Take "Locked Inside," the second song on the record. Over a series of swift, arpeggio-like progressions, J.R. hollers, "You make me want to do it. Put the gun to my head and pull the trigger. Spray the walls with my brains and my blood. But the tragedy of it all it's you that ought to die."
Few, if any, subjects are taboo for B.Y.O.W. Misogyny runs rampant through the record, like on "Overtime," where J.R. bursts out with, "Six days a week, 10 hours a day/And that bitch takes all my pay/I'd kick her out but she can lay/Overtime!/She spends it all, to my last dime/Prostitution is a crime/But that pussy's so damn fine . . ."

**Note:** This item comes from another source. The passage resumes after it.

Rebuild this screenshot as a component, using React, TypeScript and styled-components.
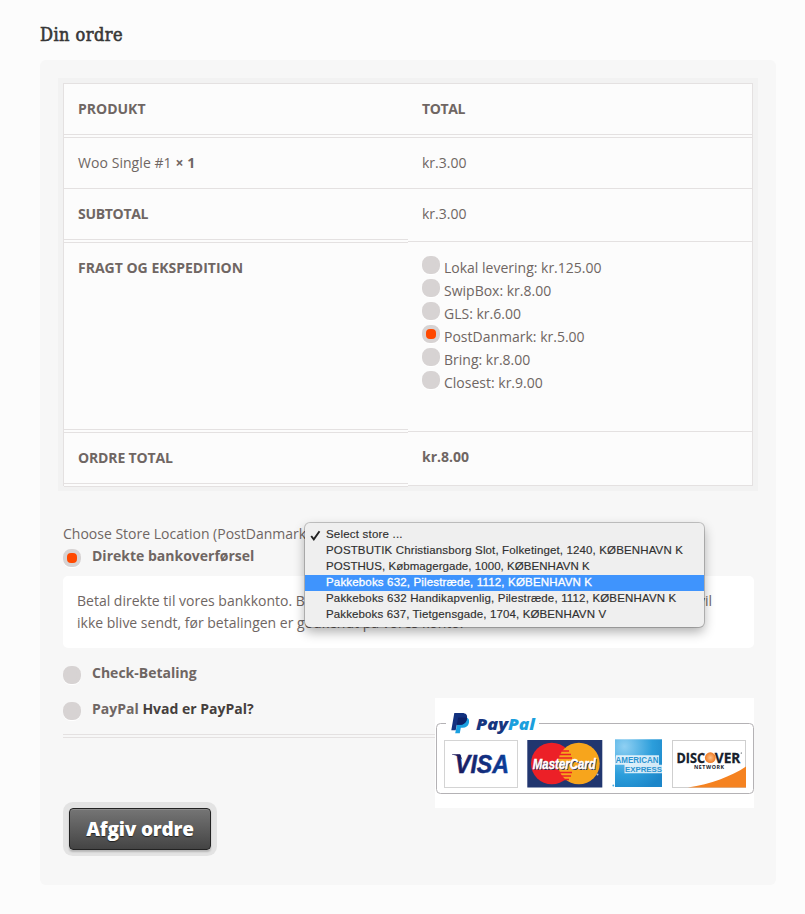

It's easy to picture feminists and politically correct types getting their panties in a bunch over lyrics like that, but B.Y.O.W. is like the Lenny Bruce or George Carlin of the punk rock scene here laugh along with them or don't, they don't fucking care. And women aren't the only targets of the guys' fucked-up sense of humor.
"Bobby's in the pool!" J.R. yells on "Bobbing for Babies." It's a vicious take on the Valley's swimming-pool tragedies, which ends with J.R. singing, "It was far too late when the paramedics came/They just shook their heads and said, 'What a shame'/As they fished the tiny body from the deep end/Bob will never swim again."
It's not that B.Y.O.W. is intentionally hurtful more like the band is doing Aristocrats-style riffs on taboo subject matter. "I'll sing nonsense 'til we get it," J.R. says of his lyrics. "I'll look for an idea. Like with 'Bobbing for Babies,' I was watching the news, and it was just in the springtime, when that first kid drowned in somebody's pool. I went to practice, and Pat had this riff, and I was like, 'Oh, I know what this one's about.' It came together just automatically."
But even "Bobbing for Babies" doesn't come close to the controversy that B.Y.O.W.'s most infamous song, "Fuck the Middle East," ignites. The song's lyrics read, "God! Told me you should die/Calling in the planes/Now you're gonna fry!"
"The song was written probably a year before the war even happened," Gruchala tells me. "It was more about how the shit you keep seeing on the TV is always about the fuckin' Middle East, all this bullshit. That's where it came from."